→ GIVEN DATA
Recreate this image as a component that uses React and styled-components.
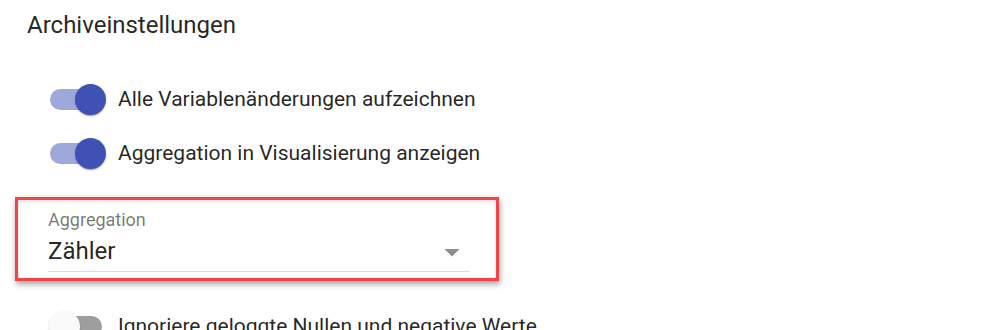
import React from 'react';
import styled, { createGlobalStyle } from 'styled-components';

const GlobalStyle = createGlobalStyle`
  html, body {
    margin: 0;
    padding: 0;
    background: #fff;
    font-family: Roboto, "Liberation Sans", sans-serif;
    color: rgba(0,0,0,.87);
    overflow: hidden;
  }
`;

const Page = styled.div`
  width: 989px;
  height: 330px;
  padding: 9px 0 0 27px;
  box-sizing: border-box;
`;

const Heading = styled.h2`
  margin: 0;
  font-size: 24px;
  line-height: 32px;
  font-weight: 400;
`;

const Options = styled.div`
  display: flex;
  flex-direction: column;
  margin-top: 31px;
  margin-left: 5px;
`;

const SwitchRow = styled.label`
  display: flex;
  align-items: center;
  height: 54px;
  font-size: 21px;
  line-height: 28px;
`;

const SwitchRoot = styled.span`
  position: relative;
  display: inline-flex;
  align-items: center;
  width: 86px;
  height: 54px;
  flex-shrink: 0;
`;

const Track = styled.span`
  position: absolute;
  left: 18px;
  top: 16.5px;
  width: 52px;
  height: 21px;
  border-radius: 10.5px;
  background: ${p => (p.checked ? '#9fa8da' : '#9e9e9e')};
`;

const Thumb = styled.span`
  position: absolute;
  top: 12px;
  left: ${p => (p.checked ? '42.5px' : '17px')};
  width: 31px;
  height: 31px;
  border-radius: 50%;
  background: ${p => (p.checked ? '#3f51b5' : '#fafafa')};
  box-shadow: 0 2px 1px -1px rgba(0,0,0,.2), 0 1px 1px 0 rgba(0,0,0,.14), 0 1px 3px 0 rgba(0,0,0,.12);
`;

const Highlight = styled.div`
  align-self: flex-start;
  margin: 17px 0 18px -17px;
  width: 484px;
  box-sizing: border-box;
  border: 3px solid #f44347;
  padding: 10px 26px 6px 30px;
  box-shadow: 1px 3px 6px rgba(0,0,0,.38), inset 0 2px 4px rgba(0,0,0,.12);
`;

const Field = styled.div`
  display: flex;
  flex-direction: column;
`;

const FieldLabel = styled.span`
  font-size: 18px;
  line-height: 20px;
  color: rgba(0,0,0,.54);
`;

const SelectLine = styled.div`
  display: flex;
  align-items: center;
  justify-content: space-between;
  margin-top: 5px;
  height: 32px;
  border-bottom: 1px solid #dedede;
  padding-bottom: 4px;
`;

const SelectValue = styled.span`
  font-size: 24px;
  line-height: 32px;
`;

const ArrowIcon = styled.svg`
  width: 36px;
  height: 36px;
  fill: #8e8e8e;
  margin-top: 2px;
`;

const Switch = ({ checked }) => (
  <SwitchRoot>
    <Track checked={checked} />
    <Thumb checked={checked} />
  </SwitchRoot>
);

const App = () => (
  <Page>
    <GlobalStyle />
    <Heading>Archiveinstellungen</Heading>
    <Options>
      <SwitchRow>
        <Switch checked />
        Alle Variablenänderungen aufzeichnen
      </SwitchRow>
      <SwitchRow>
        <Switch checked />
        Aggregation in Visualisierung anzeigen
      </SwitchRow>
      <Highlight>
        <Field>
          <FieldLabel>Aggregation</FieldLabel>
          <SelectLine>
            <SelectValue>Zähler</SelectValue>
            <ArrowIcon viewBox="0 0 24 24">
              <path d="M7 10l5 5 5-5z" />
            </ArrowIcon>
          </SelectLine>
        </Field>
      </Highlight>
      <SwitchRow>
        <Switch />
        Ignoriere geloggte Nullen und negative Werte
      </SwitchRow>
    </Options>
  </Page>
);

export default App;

→ DO THIS
Repeat the lines above exactly, and keep every picture out.

→ TASK RESULT
Recreate this image as a component that uses React and styled-components.
import React from 'react';
import styled, { createGlobalStyle } from 'styled-components';

const GlobalStyle = createGlobalStyle`
  html, body {
    margin: 0;
    padding: 0;
    background: #fff;
    font-family: Roboto, "Liberation Sans", sans-serif;
    color: rgba(0,0,0,.87);
    overflow: hidden;
  }
`;

const Page = styled.div`
  width: 989px;
  height: 330px;
  padding: 9px 0 0 27px;
  box-sizing: border-box;
`;

const Heading = styled.h2`
  margin: 0;
  font-size: 24px;
  line-height: 32px;
  font-weight: 400;
`;

const Options = styled.div`
  display: flex;
  flex-direction: column;
  margin-top: 31px;
  margin-left: 5px;
`;

const SwitchRow = styled.label`
  display: flex;
  align-items: center;
  height: 54px;
  font-size: 21px;
  line-height: 28px;
`;

const SwitchRoot = styled.span`
  position: relative;
  display: inline-flex;
  align-items: center;
  width: 86px;
  height: 54px;
  flex-shrink: 0;
`;

const Track = styled.span`
  position: absolute;
  left: 18px;
  top: 16.5px;
  width: 52px;
  height: 21px;
  border-radius: 10.5px;
  background: ${p => (p.checked ? '#9fa8da' : '#9e9e9e')};
`;

const Thumb = styled.span`
  position: absolute;
  top: 12px;
  left: ${p => (p.checked ? '42.5px' : '17px')};
  width: 31px;
  height: 31px;
  border-radius: 50%;
  background: ${p => (p.checked ? '#3f51b5' : '#fafafa')};
  box-shadow: 0 2px 1px -1px rgba(0,0,0,.2), 0 1px 1px 0 rgba(0,0,0,.14), 0 1px 3px 0 rgba(0,0,0,.12);
`;

const Highlight = styled.div`
  align-self: flex-start;
  margin: 17px 0 18px -17px;
  width: 484px;
  box-sizing: border-box;
  border: 3px solid #f44347;
  padding: 10px 26px 6px 30px;
  box-shadow: 1px 3px 6px rgba(0,0,0,.38), inset 0 2px 4px rgba(0,0,0,.12);
`;

const Field = styled.div`
  display: flex;
  flex-direction: column;
`;

const FieldLabel = styled.span`
  font-size: 18px;
  line-height: 20px;
  color: rgba(0,0,0,.54);
`;

const SelectLine = styled.div`
  display: flex;
  align-items: center;
  justify-content: space-between;
  margin-top: 5px;
  height: 32px;
  border-bottom: 1px solid #dedede;
  padding-bottom: 4px;
`;

const SelectValue = styled.span`
  font-size: 24px;
  line-height: 32px;
`;

const ArrowIcon = styled.svg`
  width: 36px;
  height: 36px;
  fill: #8e8e8e;
  margin-top: 2px;
`;

const Switch = ({ checked }) => (
  <SwitchRoot>
    <Track checked={checked} />
    <Thumb checked={checked} />
  </SwitchRoot>
);

const App = () => (
  <Page>
    <GlobalStyle />
    <Heading>Archiveinstellungen</Heading>
    <Options>
      <SwitchRow>
        <Switch checked />
        Alle Variablenänderungen aufzeichnen
      </SwitchRow>
      <SwitchRow>
        <Switch checked />
        Aggregation in Visualisierung anzeigen
      </SwitchRow>
      <Highlight>
        <Field>
          <FieldLabel>Aggregation</FieldLabel>
          <SelectLine>
            <SelectValue>Zähler</SelectValue>
            <ArrowIcon viewBox="0 0 24 24">
              <path d="M7 10l5 5 5-5z" />
            </ArrowIcon>
          </SelectLine>
        </Field>
      </Highlight>
      <SwitchRow>
        <Switch />
        Ignoriere geloggte Nullen und negative Werte
      </SwitchRow>
    </Options>
  </Page>
);

export default App;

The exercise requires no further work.